EXERCISE OBJECTIVE:
In the material below, find each line holding the string "this" and copy it.

[start]

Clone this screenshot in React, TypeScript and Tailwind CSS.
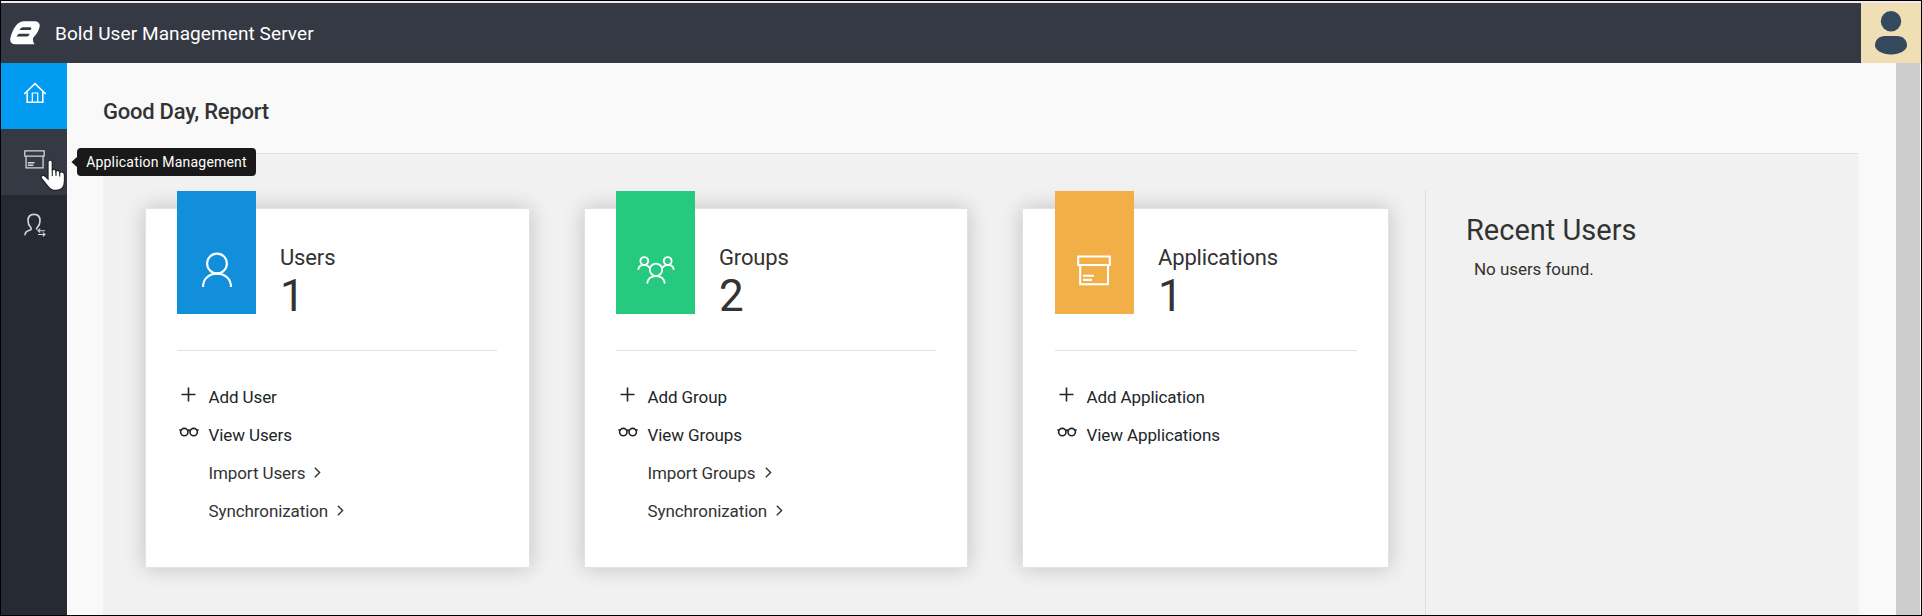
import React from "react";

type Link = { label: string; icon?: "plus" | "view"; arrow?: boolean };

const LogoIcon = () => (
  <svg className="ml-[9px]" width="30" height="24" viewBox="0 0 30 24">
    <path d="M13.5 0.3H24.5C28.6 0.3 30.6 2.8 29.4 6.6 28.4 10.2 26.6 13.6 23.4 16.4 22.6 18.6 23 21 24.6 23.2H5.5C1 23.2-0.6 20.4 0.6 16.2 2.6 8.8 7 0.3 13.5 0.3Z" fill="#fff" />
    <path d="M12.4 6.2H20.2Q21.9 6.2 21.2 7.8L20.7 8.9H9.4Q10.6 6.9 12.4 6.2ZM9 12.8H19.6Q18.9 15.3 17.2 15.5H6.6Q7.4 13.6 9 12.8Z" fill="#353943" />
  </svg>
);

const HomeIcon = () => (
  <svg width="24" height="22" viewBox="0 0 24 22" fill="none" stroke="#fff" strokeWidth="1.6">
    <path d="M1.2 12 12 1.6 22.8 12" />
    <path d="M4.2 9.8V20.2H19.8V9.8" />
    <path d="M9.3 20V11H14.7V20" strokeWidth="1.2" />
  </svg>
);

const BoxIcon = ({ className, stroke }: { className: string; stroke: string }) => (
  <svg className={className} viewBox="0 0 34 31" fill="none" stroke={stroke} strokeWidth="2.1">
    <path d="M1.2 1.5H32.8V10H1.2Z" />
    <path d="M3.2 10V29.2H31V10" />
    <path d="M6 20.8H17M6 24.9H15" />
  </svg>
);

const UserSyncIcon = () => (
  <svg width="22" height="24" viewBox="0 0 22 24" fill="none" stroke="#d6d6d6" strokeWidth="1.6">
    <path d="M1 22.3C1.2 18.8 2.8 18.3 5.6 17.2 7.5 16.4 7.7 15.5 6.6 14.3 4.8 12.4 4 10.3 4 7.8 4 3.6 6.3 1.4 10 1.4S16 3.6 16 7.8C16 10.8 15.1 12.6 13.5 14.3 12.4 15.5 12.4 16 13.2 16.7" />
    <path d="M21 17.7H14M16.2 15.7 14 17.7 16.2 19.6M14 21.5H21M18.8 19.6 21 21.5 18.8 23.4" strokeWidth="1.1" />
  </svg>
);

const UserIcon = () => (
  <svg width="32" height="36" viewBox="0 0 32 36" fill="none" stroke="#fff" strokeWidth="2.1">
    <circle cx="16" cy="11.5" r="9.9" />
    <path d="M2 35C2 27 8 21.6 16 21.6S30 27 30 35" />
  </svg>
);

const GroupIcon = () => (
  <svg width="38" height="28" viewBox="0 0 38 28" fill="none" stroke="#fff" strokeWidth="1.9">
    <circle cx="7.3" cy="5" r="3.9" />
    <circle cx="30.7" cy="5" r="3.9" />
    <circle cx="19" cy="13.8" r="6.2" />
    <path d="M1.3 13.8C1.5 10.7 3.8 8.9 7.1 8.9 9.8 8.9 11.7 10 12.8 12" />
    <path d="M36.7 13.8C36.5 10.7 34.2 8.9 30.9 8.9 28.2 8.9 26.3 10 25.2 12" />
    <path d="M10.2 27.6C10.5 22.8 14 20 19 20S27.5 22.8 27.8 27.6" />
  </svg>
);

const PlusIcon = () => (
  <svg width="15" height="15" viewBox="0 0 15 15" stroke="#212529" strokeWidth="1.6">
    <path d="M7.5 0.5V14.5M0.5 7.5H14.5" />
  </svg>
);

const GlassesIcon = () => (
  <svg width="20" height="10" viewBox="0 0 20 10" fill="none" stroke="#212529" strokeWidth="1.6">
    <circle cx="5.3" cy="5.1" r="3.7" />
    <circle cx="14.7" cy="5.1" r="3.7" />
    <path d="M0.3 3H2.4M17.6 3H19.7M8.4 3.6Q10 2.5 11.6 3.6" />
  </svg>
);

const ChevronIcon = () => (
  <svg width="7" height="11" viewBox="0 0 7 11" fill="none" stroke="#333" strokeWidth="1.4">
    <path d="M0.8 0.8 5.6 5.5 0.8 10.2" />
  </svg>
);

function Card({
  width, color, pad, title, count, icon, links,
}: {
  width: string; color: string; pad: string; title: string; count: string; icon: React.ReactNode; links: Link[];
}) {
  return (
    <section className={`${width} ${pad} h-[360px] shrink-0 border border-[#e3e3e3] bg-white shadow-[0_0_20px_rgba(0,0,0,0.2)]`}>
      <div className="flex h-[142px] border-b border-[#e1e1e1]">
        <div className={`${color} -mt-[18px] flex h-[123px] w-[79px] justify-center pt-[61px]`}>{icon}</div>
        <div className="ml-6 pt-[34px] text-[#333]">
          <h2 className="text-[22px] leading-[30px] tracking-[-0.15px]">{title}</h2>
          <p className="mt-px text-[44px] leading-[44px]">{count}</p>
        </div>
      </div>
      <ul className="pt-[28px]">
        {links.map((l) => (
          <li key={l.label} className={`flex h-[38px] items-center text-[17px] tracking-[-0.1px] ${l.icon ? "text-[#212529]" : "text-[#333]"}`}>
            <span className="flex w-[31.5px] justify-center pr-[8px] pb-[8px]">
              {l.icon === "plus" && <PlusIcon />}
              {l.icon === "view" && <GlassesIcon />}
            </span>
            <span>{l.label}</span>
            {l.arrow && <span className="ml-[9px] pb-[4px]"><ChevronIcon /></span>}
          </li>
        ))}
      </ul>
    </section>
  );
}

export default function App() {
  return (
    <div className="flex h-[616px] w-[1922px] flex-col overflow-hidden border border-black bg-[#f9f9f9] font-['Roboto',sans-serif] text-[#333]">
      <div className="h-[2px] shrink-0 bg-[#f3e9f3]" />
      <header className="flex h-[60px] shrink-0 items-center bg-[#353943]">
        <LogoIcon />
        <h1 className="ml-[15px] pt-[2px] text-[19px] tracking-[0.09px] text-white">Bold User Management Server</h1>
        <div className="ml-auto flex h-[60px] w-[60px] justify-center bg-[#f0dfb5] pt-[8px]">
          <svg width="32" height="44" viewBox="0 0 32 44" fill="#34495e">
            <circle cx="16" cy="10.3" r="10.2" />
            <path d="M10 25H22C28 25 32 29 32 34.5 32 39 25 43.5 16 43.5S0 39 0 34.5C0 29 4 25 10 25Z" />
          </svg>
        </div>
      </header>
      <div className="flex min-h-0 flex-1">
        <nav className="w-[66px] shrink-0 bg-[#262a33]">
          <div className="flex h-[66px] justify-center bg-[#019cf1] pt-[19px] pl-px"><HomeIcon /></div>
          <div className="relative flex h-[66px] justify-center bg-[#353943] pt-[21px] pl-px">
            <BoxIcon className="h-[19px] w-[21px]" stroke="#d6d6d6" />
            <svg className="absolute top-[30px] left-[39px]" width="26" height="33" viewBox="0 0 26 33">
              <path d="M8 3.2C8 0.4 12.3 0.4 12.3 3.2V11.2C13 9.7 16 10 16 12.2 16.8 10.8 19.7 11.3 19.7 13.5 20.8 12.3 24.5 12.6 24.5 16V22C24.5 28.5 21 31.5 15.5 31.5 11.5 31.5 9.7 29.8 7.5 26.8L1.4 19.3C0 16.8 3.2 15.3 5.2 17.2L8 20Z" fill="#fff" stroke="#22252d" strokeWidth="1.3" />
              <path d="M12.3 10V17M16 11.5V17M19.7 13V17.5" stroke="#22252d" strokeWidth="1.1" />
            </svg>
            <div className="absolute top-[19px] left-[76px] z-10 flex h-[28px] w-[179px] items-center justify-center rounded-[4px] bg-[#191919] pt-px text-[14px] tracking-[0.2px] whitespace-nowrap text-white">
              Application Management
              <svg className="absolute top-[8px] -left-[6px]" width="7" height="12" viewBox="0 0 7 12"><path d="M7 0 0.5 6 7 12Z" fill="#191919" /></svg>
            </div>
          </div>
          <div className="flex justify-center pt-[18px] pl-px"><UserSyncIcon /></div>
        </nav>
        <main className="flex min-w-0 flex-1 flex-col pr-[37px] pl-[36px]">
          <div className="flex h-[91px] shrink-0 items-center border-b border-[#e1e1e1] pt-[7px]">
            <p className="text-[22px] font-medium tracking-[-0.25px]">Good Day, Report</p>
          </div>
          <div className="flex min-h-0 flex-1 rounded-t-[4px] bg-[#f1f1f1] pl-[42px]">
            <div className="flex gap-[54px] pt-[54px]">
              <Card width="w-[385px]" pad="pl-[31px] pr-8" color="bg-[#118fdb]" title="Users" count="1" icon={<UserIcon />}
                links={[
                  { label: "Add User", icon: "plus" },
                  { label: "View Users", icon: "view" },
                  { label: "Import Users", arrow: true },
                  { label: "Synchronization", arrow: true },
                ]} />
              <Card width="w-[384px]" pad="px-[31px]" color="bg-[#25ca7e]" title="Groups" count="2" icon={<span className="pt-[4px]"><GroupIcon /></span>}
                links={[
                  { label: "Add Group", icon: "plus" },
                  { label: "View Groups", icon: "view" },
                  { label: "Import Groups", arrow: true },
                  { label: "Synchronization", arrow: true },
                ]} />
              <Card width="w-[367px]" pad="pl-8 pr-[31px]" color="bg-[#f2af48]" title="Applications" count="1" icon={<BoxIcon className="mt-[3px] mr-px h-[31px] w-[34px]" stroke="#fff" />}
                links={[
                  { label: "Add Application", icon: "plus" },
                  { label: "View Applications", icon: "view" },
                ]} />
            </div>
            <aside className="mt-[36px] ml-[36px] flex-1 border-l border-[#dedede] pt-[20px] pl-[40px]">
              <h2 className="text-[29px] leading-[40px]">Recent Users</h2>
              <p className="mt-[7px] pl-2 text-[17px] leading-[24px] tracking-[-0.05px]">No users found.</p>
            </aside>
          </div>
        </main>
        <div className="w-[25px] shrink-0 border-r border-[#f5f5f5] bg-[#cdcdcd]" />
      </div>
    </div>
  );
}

[end]
[start]

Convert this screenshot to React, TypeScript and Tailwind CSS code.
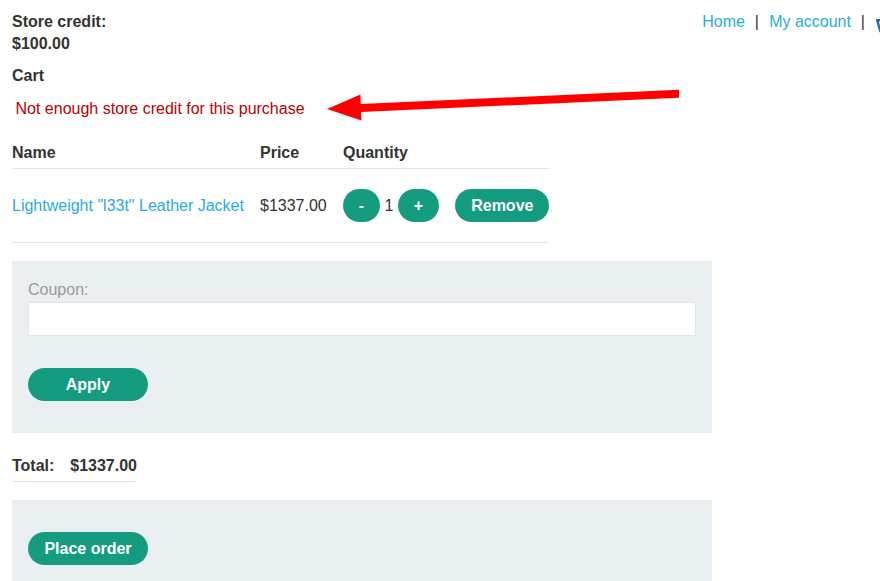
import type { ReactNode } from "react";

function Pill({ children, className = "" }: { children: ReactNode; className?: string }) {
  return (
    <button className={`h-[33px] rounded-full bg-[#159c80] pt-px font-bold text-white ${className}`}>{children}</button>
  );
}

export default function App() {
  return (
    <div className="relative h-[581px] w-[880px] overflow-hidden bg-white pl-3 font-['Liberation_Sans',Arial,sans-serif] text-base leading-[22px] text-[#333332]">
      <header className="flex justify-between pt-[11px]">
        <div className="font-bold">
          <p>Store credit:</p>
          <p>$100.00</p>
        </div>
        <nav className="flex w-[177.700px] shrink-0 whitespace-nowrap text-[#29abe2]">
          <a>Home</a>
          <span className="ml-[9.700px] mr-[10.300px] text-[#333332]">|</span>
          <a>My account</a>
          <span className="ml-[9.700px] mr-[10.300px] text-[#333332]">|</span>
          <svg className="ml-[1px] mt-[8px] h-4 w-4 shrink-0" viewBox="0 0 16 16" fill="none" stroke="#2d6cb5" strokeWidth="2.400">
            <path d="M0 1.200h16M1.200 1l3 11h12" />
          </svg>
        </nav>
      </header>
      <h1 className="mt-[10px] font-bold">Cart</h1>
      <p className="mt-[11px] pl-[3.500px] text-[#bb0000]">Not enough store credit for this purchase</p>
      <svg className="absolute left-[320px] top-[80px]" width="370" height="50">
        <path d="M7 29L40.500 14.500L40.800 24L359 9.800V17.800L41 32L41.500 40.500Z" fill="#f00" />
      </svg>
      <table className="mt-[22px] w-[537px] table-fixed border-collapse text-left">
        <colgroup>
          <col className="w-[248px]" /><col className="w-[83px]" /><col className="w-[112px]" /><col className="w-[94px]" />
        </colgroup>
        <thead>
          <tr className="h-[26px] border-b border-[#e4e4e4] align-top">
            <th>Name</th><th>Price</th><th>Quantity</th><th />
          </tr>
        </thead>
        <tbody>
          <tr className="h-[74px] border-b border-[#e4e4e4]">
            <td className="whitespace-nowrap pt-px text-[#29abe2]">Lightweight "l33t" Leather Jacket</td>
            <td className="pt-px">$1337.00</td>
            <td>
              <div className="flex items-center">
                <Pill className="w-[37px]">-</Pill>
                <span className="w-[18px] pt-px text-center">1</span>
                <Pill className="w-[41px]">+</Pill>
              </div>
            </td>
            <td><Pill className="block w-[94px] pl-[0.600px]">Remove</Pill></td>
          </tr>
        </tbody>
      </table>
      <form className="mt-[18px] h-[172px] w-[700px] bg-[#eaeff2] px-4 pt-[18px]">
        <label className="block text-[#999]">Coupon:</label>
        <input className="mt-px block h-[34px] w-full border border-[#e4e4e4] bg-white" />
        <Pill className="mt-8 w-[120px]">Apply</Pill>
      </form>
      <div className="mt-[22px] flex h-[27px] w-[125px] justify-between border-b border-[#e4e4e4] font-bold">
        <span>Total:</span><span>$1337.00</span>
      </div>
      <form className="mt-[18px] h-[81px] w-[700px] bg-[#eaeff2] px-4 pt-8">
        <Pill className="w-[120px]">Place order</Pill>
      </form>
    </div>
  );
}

[end]

FINISHED ANSWER:
Clone this screenshot in React, TypeScript and Tailwind CSS.
Convert this screenshot to React, TypeScript and Tailwind CSS code.
      <p className="mt-[11px] pl-[3.500px] text-[#bb0000]">Not enough store credit for this purchase</p>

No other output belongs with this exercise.